[start]

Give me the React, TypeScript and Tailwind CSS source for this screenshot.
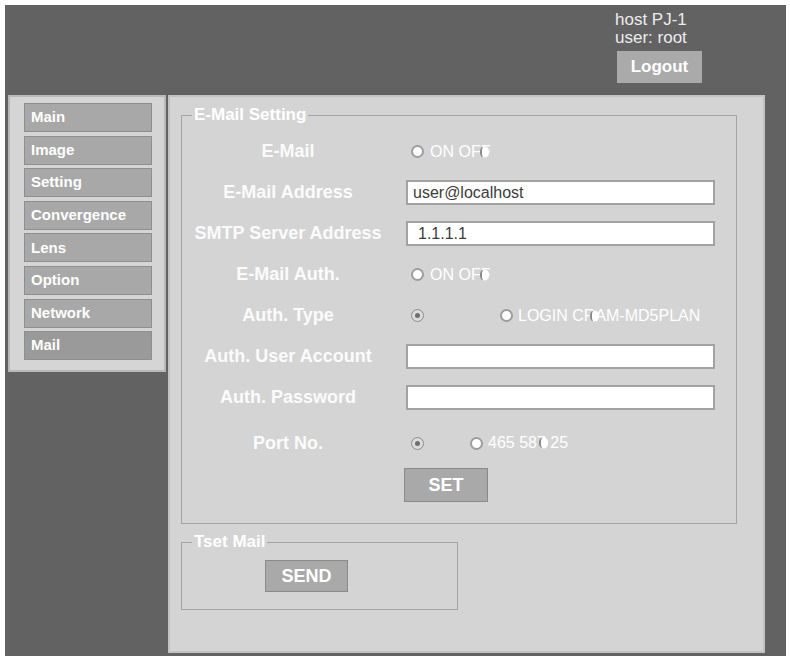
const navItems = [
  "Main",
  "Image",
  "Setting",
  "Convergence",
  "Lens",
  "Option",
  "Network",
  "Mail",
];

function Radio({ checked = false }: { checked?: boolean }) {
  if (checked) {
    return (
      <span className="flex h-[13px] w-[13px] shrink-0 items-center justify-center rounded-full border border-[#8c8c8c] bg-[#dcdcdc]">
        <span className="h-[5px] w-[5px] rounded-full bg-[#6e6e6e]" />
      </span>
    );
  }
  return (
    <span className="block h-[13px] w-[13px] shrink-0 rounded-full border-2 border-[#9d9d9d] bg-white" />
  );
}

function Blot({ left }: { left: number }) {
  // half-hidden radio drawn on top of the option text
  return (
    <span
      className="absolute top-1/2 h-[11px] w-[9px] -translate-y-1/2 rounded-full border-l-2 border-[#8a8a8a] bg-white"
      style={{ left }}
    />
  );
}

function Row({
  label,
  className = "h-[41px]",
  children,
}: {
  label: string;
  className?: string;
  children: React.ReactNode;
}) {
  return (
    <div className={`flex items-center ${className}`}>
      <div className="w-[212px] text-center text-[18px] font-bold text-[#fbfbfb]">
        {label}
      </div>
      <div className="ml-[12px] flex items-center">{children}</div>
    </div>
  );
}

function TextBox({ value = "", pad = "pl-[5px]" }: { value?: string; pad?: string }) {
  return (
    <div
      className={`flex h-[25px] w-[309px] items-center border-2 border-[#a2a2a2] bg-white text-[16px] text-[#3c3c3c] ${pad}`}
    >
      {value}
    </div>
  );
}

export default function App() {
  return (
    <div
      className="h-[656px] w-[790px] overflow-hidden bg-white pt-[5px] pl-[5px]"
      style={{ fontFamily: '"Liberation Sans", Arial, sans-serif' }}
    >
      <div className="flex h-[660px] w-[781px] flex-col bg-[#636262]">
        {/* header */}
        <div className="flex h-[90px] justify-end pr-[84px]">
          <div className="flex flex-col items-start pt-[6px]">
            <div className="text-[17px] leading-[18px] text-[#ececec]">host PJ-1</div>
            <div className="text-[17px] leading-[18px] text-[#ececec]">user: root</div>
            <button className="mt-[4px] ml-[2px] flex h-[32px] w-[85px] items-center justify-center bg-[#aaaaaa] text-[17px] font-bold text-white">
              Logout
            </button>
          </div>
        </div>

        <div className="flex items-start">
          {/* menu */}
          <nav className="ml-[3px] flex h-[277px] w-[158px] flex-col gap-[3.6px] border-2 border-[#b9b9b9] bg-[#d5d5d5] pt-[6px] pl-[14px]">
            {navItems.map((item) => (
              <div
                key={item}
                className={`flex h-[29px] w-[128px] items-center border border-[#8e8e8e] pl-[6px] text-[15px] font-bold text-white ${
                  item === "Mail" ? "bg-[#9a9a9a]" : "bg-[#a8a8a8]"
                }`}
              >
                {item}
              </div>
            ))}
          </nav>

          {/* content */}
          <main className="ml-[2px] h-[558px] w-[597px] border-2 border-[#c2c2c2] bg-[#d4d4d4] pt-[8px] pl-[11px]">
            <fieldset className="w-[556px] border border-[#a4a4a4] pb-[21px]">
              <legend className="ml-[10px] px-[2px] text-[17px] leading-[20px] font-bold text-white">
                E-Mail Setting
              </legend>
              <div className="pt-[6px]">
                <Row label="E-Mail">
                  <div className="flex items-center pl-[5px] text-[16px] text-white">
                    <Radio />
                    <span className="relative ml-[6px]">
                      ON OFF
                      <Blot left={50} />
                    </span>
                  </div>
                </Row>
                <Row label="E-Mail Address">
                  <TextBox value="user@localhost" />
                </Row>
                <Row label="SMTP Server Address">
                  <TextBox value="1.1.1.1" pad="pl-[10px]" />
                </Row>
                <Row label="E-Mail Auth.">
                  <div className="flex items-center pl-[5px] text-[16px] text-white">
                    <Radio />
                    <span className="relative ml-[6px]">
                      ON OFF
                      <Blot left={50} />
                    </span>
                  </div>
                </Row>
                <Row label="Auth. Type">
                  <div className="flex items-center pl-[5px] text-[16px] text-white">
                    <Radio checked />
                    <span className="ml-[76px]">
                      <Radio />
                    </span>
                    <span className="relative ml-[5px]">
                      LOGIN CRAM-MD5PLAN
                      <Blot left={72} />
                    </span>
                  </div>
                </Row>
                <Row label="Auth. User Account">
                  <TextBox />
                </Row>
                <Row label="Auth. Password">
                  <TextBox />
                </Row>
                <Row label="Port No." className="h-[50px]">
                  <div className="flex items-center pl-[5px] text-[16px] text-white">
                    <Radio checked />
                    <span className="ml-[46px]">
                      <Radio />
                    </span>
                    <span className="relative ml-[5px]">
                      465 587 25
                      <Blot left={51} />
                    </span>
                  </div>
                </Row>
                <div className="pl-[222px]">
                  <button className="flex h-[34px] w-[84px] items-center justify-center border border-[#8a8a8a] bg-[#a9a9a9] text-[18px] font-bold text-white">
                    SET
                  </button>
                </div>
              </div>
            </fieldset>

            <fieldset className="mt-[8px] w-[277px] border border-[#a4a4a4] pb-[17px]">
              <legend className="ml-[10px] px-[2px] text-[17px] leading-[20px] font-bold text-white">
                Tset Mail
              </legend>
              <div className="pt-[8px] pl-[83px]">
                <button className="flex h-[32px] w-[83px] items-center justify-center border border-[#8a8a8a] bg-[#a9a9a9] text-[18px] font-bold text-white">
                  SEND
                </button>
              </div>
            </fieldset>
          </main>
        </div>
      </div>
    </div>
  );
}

[end]

Exercise task:
Repeat the material exactly as it reads, without any of its pictures.

Solution to this problem:
Give me the React, TypeScript and Tailwind CSS source for this screenshot.
const navItems = [
  "Main",
  "Image",
  "Setting",
  "Convergence",
  "Lens",
  "Option",
  "Network",
  "Mail",
];

function Radio({ checked = false }: { checked?: boolean }) {
  if (checked) {
    return (
      <span className="flex h-[13px] w-[13px] shrink-0 items-center justify-center rounded-full border border-[#8c8c8c] bg-[#dcdcdc]">
        <span className="h-[5px] w-[5px] rounded-full bg-[#6e6e6e]" />
      </span>
    );
  }
  return (
    <span className="block h-[13px] w-[13px] shrink-0 rounded-full border-2 border-[#9d9d9d] bg-white" />
  );
}

function Blot({ left }: { left: number }) {
  // half-hidden radio drawn on top of the option text
  return (
    <span
      className="absolute top-1/2 h-[11px] w-[9px] -translate-y-1/2 rounded-full border-l-2 border-[#8a8a8a] bg-white"
      style={{ left }}
    />
  );
}

function Row({
  label,
  className = "h-[41px]",
  children,
}: {
  label: string;
  className?: string;
  children: React.ReactNode;
}) {
  return (
    <div className={`flex items-center ${className}`}>
      <div className="w-[212px] text-center text-[18px] font-bold text-[#fbfbfb]">
        {label}
      </div>
      <div className="ml-[12px] flex items-center">{children}</div>
    </div>
  );
}

function TextBox({ value = "", pad = "pl-[5px]" }: { value?: string; pad?: string }) {
  return (
    <div
      className={`flex h-[25px] w-[309px] items-center border-2 border-[#a2a2a2] bg-white text-[16px] text-[#3c3c3c] ${pad}`}
    >
      {value}
    </div>
  );
}

export default function App() {
  return (
    <div
      className="h-[656px] w-[790px] overflow-hidden bg-white pt-[5px] pl-[5px]"
      style={{ fontFamily: '"Liberation Sans", Arial, sans-serif' }}
    >
      <div className="flex h-[660px] w-[781px] flex-col bg-[#636262]">
        {/* header */}
        <div className="flex h-[90px] justify-end pr-[84px]">
          <div className="flex flex-col items-start pt-[6px]">
            <div className="text-[17px] leading-[18px] text-[#ececec]">host PJ-1</div>
            <div className="text-[17px] leading-[18px] text-[#ececec]">user: root</div>
            <button className="mt-[4px] ml-[2px] flex h-[32px] w-[85px] items-center justify-center bg-[#aaaaaa] text-[17px] font-bold text-white">
              Logout
            </button>
          </div>
        </div>

        <div className="flex items-start">
          {/* menu */}
          <nav className="ml-[3px] flex h-[277px] w-[158px] flex-col gap-[3.6px] border-2 border-[#b9b9b9] bg-[#d5d5d5] pt-[6px] pl-[14px]">
            {navItems.map((item) => (
              <div
                key={item}
                className={`flex h-[29px] w-[128px] items-center border border-[#8e8e8e] pl-[6px] text-[15px] font-bold text-white ${
                  item === "Mail" ? "bg-[#9a9a9a]" : "bg-[#a8a8a8]"
                }`}
              >
                {item}
              </div>
            ))}
          </nav>

          {/* content */}
          <main className="ml-[2px] h-[558px] w-[597px] border-2 border-[#c2c2c2] bg-[#d4d4d4] pt-[8px] pl-[11px]">
            <fieldset className="w-[556px] border border-[#a4a4a4] pb-[21px]">
              <legend className="ml-[10px] px-[2px] text-[17px] leading-[20px] font-bold text-white">
                E-Mail Setting
              </legend>
              <div className="pt-[6px]">
                <Row label="E-Mail">
                  <div className="flex items-center pl-[5px] text-[16px] text-white">
                    <Radio />
                    <span className="relative ml-[6px]">
                      ON OFF
                      <Blot left={50} />
                    </span>
                  </div>
                </Row>
                <Row label="E-Mail Address">
                  <TextBox value="user@localhost" />
                </Row>
                <Row label="SMTP Server Address">
                  <TextBox value="1.1.1.1" pad="pl-[10px]" />
                </Row>
                <Row label="E-Mail Auth.">
                  <div className="flex items-center pl-[5px] text-[16px] text-white">
                    <Radio />
                    <span className="relative ml-[6px]">
                      ON OFF
                      <Blot left={50} />
                    </span>
                  </div>
                </Row>
                <Row label="Auth. Type">
                  <div className="flex items-center pl-[5px] text-[16px] text-white">
                    <Radio checked />
                    <span className="ml-[76px]">
                      <Radio />
                    </span>
                    <span className="relative ml-[5px]">
                      LOGIN CRAM-MD5PLAN
                      <Blot left={72} />
                    </span>
                  </div>
                </Row>
                <Row label="Auth. User Account">
                  <TextBox />
                </Row>
                <Row label="Auth. Password">
                  <TextBox />
                </Row>
                <Row label="Port No." className="h-[50px]">
                  <div className="flex items-center pl-[5px] text-[16px] text-white">
                    <Radio checked />
                    <span className="ml-[46px]">
                      <Radio />
                    </span>
                    <span className="relative ml-[5px]">
                      465 587 25
                      <Blot left={51} />
                    </span>
                  </div>
                </Row>
                <div className="pl-[222px]">
                  <button className="flex h-[34px] w-[84px] items-center justify-center border border-[#8a8a8a] bg-[#a9a9a9] text-[18px] font-bold text-white">
                    SET
                  </button>
                </div>
              </div>
            </fieldset>

            <fieldset className="mt-[8px] w-[277px] border border-[#a4a4a4] pb-[17px]">
              <legend className="ml-[10px] px-[2px] text-[17px] leading-[20px] font-bold text-white">
                Tset Mail
              </legend>
              <div className="pt-[8px] pl-[83px]">
                <button className="flex h-[32px] w-[83px] items-center justify-center border border-[#8a8a8a] bg-[#a9a9a9] text-[18px] font-bold text-white">
                  SEND
                </button>
              </div>
            </fieldset>
          </main>
        </div>
      </div>
    </div>
  );
}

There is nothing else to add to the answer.